[Begin MATERIAL PROVIDED]

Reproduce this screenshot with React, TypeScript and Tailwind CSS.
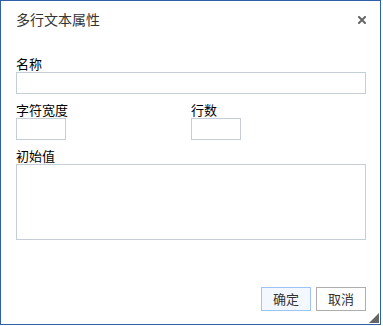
export default function App() {
  return (
    <div
      className="w-[383px] h-[326px] bg-white"
      style={{ fontFamily: '"Noto Sans CJK SC", "Liberation Sans", sans-serif' }}
    >
      <div className="relative w-[381px] h-[325px] border border-[#2f5fa7] bg-white flex flex-col">
        {/* Header */}
        <div className="flex items-center justify-between pl-[15px] pr-[14px] h-[36px]">
          <span className="text-[14px] text-[#333]">多行文本属性</span>
          <button className="w-[8px] h-[8px] mt-[2px]">
            <svg width="8" height="8" viewBox="0 0 8 8">
              <path d="M1 1 L7 7 M7 1 L1 7" stroke="#666" strokeWidth="2" strokeLinecap="square" />
            </svg>
          </button>
        </div>

        {/* Body */}
        <div className="flex flex-col px-[15px] pt-[19px]">
          <label className="text-[13px] leading-[15px] text-black">名称</label>
          <input className="mt-[1px] h-[22px] w-[350px] border border-[#c5cdd6] outline-none" />

          <div className="flex mt-[8px]">
            <div className="flex flex-col w-[175px]">
              <label className="text-[13px] leading-[15px] text-black">字符宽度</label>
              <input className="mt-[1px] h-[22px] w-[50px] border border-[#c5cdd6] outline-none" />
            </div>
            <div className="flex flex-col">
              <label className="text-[13px] leading-[15px] text-black">行数</label>
              <input className="mt-[1px] h-[22px] w-[50px] border border-[#c5cdd6] outline-none" />
            </div>
          </div>

          <label className="mt-[8px] text-[13px] leading-[15px] text-black">初始值</label>
          <textarea className="mt-[1px] h-[76px] w-[350px] border border-[#c5cdd6] outline-none resize-none" />
        </div>

        {/* Footer */}
        <div className="mt-auto flex justify-end gap-[5px] pr-[14px] pb-[13px]">
          <button className="w-[50px] h-[24px] border border-[#9cc4f4] bg-[#f3f8ff] text-[13px] text-[#333]">
            确定
          </button>
          <button className="w-[50px] h-[24px] border border-[#adadad] bg-white text-[13px] text-[#333]">
            取消
          </button>
        </div>

        {/* Resize grip */}
        <div className="absolute right-[1px] bottom-[1px] w-0 h-0 border-l-[10px] border-l-transparent border-b-[10px] border-b-[#666]" />
      </div>
    </div>
  );
}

[End MATERIAL PROVIDED]

◆ AIM OF THE EXERCISE
Would you reproduce the lines above, from the very first through the line containing "h-[22px] w-[350px] border", exactly and without the pictures?

◆ FULL OUTPUT
Reproduce this screenshot with React, TypeScript and Tailwind CSS.
export default function App() {
  return (
    <div
      className="w-[383px] h-[326px] bg-white"
      style={{ fontFamily: '"Noto Sans CJK SC", "Liberation Sans", sans-serif' }}
    >
      <div className="relative w-[381px] h-[325px] border border-[#2f5fa7] bg-white flex flex-col">
        {/* Header */}
        <div className="flex items-center justify-between pl-[15px] pr-[14px] h-[36px]">
          <span className="text-[14px] text-[#333]">多行文本属性</span>
          <button className="w-[8px] h-[8px] mt-[2px]">
            <svg width="8" height="8" viewBox="0 0 8 8">
              <path d="M1 1 L7 7 M7 1 L1 7" stroke="#666" strokeWidth="2" strokeLinecap="square" />
            </svg>
          </button>
        </div>

        {/* Body */}
        <div className="flex flex-col px-[15px] pt-[19px]">
          <label className="text-[13px] leading-[15px] text-black">名称</label>
          <input className="mt-[1px] h-[22px] w-[350px] border border-[#c5cdd6] outline-none" />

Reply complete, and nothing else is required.